Les Centrones avaient depuis longtemps cette ardeur pour la guerre et cette avidité pour le pillage, puisqu'ils les manifestèrent au passage de l'armée Carthaginoise, qui eut lieu l’an de Rome 534, c'est-à-dire plus de 180 ans avant que ce peuple fût soumis à l’Empire romain.

Nous reprendrons l'histoire de Polybe dans le chapitre suivant.

 

 

 



[1] Description ses Alpes grecques et cottiennes, 2e partie, tom. II, p. 395 ; édit. de Paris, 1806. Chez J.-J. Paschoud, libraire à Paris et à Genève.

[2] Au nombre de ces villages on remarque Saint-Ombre, que l’on nomme Chambéry-le-Vieux, qui est plus rapproché du Bourget que Chambéry.

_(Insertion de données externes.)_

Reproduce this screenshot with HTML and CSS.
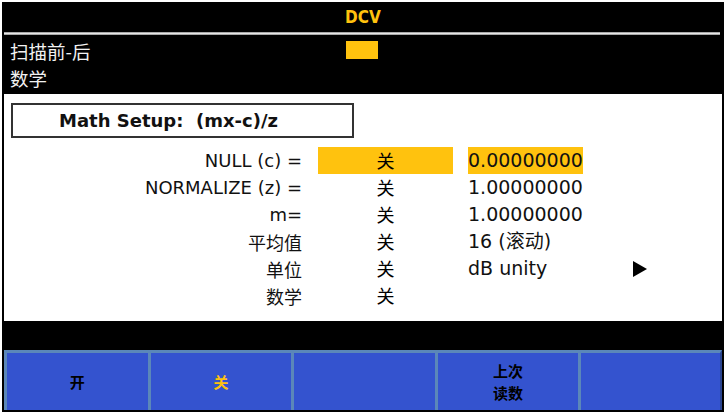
FILE: index.html
```html
<!DOCTYPE html>
<html lang="zh-CN">
<head>
  <meta charset="UTF-8">
  <title>DCV – Math Setup</title>
  <link rel="stylesheet" href="styles.css">
</head>
<body>
  <div class="screen">
    <div class="title-bar">DCV</div>
    <div class="title-rule"></div>

    <div class="status">
      <div class="status-text">
        <div class="status-main">扫描前-后</div>
        <div class="status-sub">数学</div>
      </div>
      <span class="indicator"></span>
    </div>

    <div class="panel">
      <div class="setup-box">Math Setup:&nbsp; (mx-c)/z</div>

      <div class="settings">
        <div class="label">NULL (c) =</div>
        <div class="state"><span class="state-box active">关</span></div>
        <div class="value"><span class="value-text active">0.00000000</span></div>
        <div class="more"></div>

        <div class="label">NORMALIZE (z) =</div>
        <div class="state"><span class="state-box">关</span></div>
        <div class="value"><span class="value-text">1.00000000</span></div>
        <div class="more"></div>

        <div class="label">m=</div>
        <div class="state"><span class="state-box">关</span></div>
        <div class="value"><span class="value-text">1.00000000</span></div>
        <div class="more"></div>

        <div class="label">平均值</div>
        <div class="state"><span class="state-box">关</span></div>
        <div class="value"><span class="value-text">16 (滚动)</span></div>
        <div class="more"></div>

        <div class="label">单位</div>
        <div class="state"><span class="state-box">关</span></div>
        <div class="value"><span class="value-text">dB unity</span></div>
        <div class="more"><span class="arrow"></span></div>

        <div class="label">数学</div>
        <div class="state"><span class="state-box">关</span></div>
        <div class="value"></div>
        <div class="more"></div>
      </div>
    </div>

    <div class="message-bar"></div>

    <div class="softkeys">
      <div class="softkey">开</div>
      <div class="softkey selected">关</div>
      <div class="softkey"></div>
      <div class="softkey">上次<br>读数</div>
      <div class="softkey"></div>
    </div>
  </div>
</body>
</html>
```

FILE: styles.css
```css
* {
  margin: 0;
  padding: 0;
  box-sizing: border-box;
}

:root {
  --yellow: #ffc20e;
  --key-blue: #3453cf;
  --key-edge: #5b87b9;
}

body {
  background: #ffffff;
  font-family: "DejaVu Sans", "Noto Sans CJK SC", sans-serif;
  color: #000;
}

.screen {
  width: 722px;
  margin: 2px 0 0 2px;
  padding: 0 2px 2px 2px;
  background: #000;
}

/* Title */
.title-bar {
  height: 30px;
  line-height: 30px;
  text-align: center;
  color: var(--yellow);
  font-family: "DejaVu Sans Condensed", "DejaVu Sans", sans-serif;
  font-weight: 700;
  font-size: 17px;
}

.title-rule {
  height: 3px;
  margin-right: 2px;
  background: linear-gradient(#8a8a8a, #e6e6e6 50%, #8a8a8a);
}

/* Status area */
.status {
  height: 59px;
  display: flex;
  align-items: flex-start;
  padding: 3px 0 0 6px;
}

.status-text {
  width: 336px;
  color: #f2f2f2;
  font-family: "Noto Sans CJK SC", sans-serif;
}

.status-main,
.status-sub {
  font-size: 18.5px;
  line-height: 27px;
}

.indicator {
  width: 32px;
  height: 18px;
  margin-top: 3px;
  background: var(--yellow);
}

/* White panel */
.panel {
  height: 227px;
  background: #fff;
  padding: 9px 0 0 7px;
}

.setup-box {
  width: 343px;
  height: 35px;
  border: 2px solid #333;
  padding-left: 46px;
  line-height: 31px;
  font-weight: 700;
  font-size: 18px;
  color: #111;
}

.settings {
  display: grid;
  grid-template-columns: 314px 150px 165px 40px;
  grid-auto-rows: 27px;
  margin: 9px 0 0 -7px;
  align-items: center;
}

.label {
  text-align: right;
  padding-right: 16px;
  font-size: 18px;
  color: #111;
}

.state-box {
  display: block;
  width: 135px;
  height: 27px;
  line-height: 27px;
  text-align: center;
  font-family: "Noto Sans CJK SC", sans-serif;
  font-size: 18px;
}

.value-text {
  display: inline-block;
  height: 27px;
  line-height: 27px;
  font-size: 19px;
  color: #111;
}

.value-text,
.label {
  font-family: "DejaVu Sans", "Noto Sans CJK SC", sans-serif;
}

.active {
  background: var(--yellow);
}

.arrow {
  display: block;
  width: 0;
  height: 0;
  border-top: 8px solid transparent;
  border-bottom: 8px solid transparent;
  border-left: 14px solid #000;
}

/* Message line */
.message-bar {
  height: 29px;
}

/* Soft keys */
.softkeys {
  display: grid;
  grid-template-columns: repeat(5, 1fr);
  height: 60px;
}

.softkey {
  background: var(--key-blue);
  border-top: 3px solid var(--key-edge);
  border-left: 3px solid var(--key-edge);
  display: flex;
  align-items: center;
  justify-content: center;
  text-align: center;
  font-family: "Noto Sans CJK SC", sans-serif;
  font-weight: 700;
  font-size: 15px;
  line-height: 22px;
  color: #000;
  padding-top: 1px;
}

.softkey:last-child {
  border-right: 2px solid #2b4590;
}

.softkey.selected {
  color: var(--yellow);
}
```
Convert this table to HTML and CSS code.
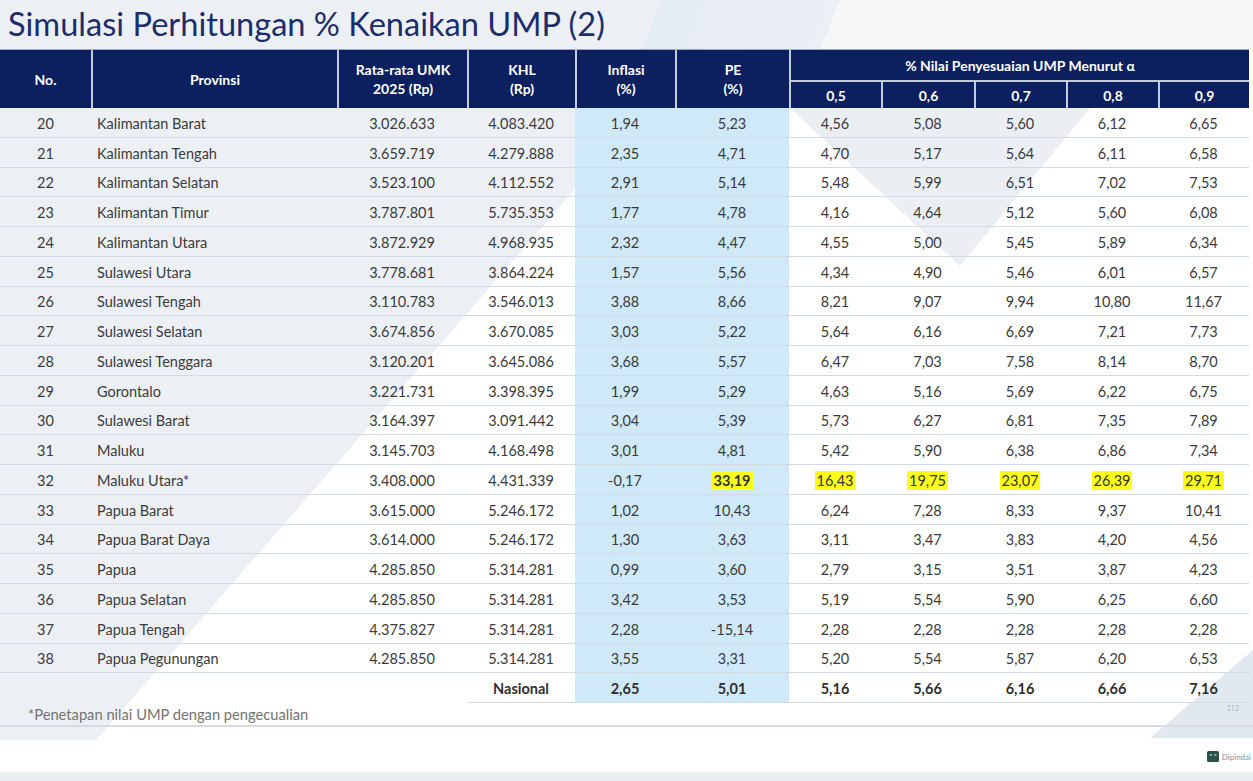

[3] Voyages dans les Alpes, §§ 1179 et 1180.

[4] Description des Alpes grecques et cottiennes, 2e partie, tom. II, pag. 599. Chez J.-J. Paschoud, libraire à Paris et à Genève.

[5] Voyages dans les Alpes, tom. III, 19, § 1182.

[6] Cette description est extraite de l’ouvrage déjà cité de M. Albanis Beaumont sur la Savoie, 2e partie, tom. II, pag. 509 et suiv.

[7] Description des Alpes grecques et cottiennes, 2e partie, tom. II, pag. 531 et suiv.

[8] Description des Alpes grecques et cottiennes, 2e partie, tom. II, pag. 495.

[9] Description des Alpes grecques et cottiennes, 1ère partie, tom. I, pag. 56-58.

[10] Histoire des grands chemins de l’Empire romain, pag. 106.